With the Twins winning Game 7 in the regulation nine innings, the 1987 World Series was the first in which no games needed the bottom of the ninth inning. No other World Series since then has had that happen, as the two other Fall Classics in which the home team won every game—1991 and 2001—both included extra inning games and walk-off wins in the bottom of the ninth. This was the first major professional sports championship won by a Minneapolis-St. Paul-based team since 1954, when the then-Minneapolis Lakers completed the NBA’s first three-peat before their move to Los Angeles. The Twins would return to the World Series four years later, and defeated the Atlanta Braves in seven games for their most recent championship.

The Cardinals would eventually return to the World Series in 2004, but were swept by the Boston Red Sox, who won their first title in 86 years. They would eventually win their next championship in 2006 over the Detroit Tigers in five games.

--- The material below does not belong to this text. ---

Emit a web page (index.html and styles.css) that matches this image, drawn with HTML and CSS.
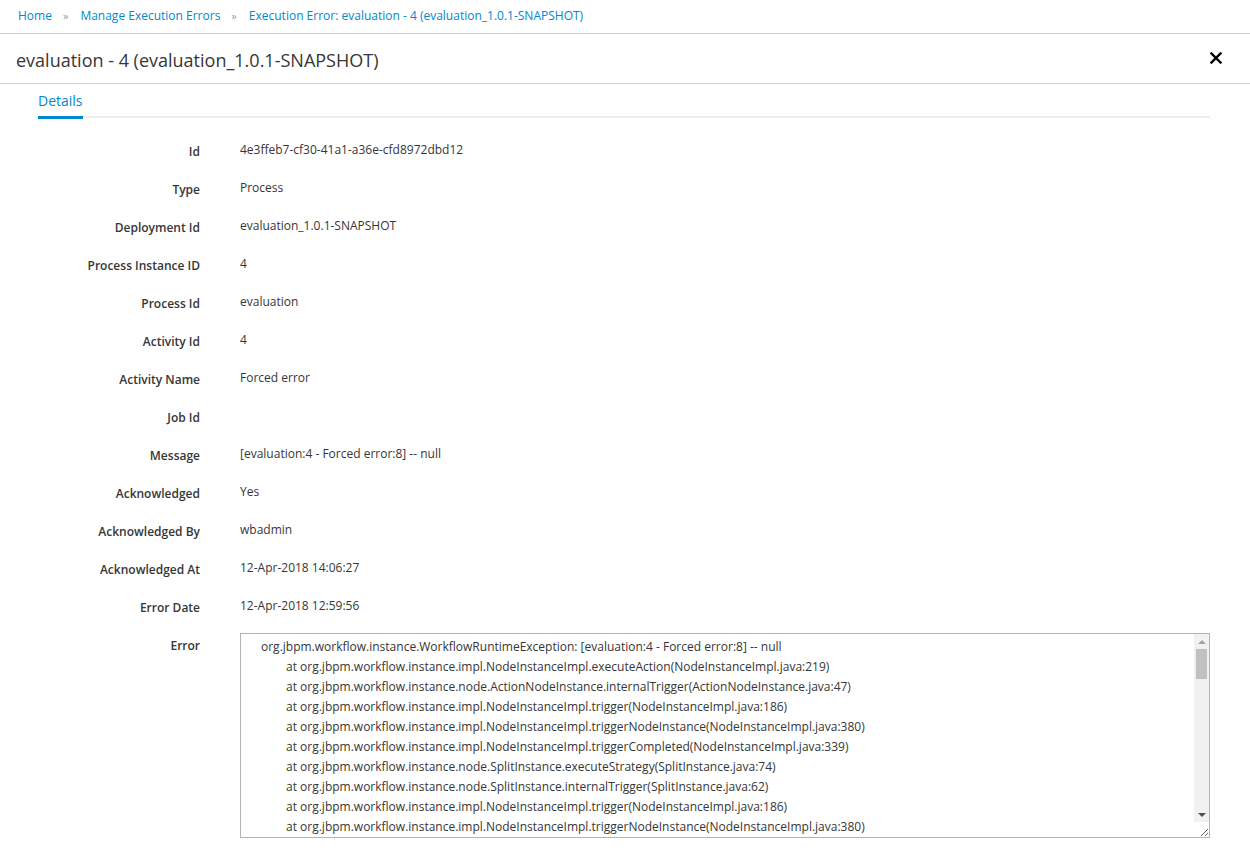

| Game | Date | Score | Location | Time | Attendance |
|---|---|---|---|---|---|
| 1 | October 17 | St. Louis Cardinals – 1, Minnesota Twins – 10 | Hubert H. Humphrey Metrodome | 2:39 | 55,171 |
| 2 | October 18 | St. Louis Cardinals – 4, Minnesota Twins – 8 | Hubert H. Humphrey Metrodome | 2:42 | 55,257 |
| 3 | October 20 | Minnesota Twins – 1, St. Louis Cardinals – 3 | Busch Stadium | 2:45 | 55,347 |
| 4 | October 21 | Minnesota Twins – 2, St. Louis Cardinals – 7 | Busch Stadium | 3:11 | 55,347 |
| 5 | October 22 | Minnesota Twins – 2, St. Louis Cardinals – 4 | Busch Stadium | 3:21 | 55,347 |
| 6 | October 24 | St. Louis Cardinals – 5, Minnesota Twins – 11 | Hubert H. Humphrey Metrodome | 3:04 | 55,293 |
| 7 | October 25 | St. Louis Cardinals – 2, Minnesota Twins – 4 | Hubert H. Humphrey Metrodome | 3:04 | 55,376 |

==Broadcasting==
NBC televised both LCS nationally in the United States. ABC then aired the World Series.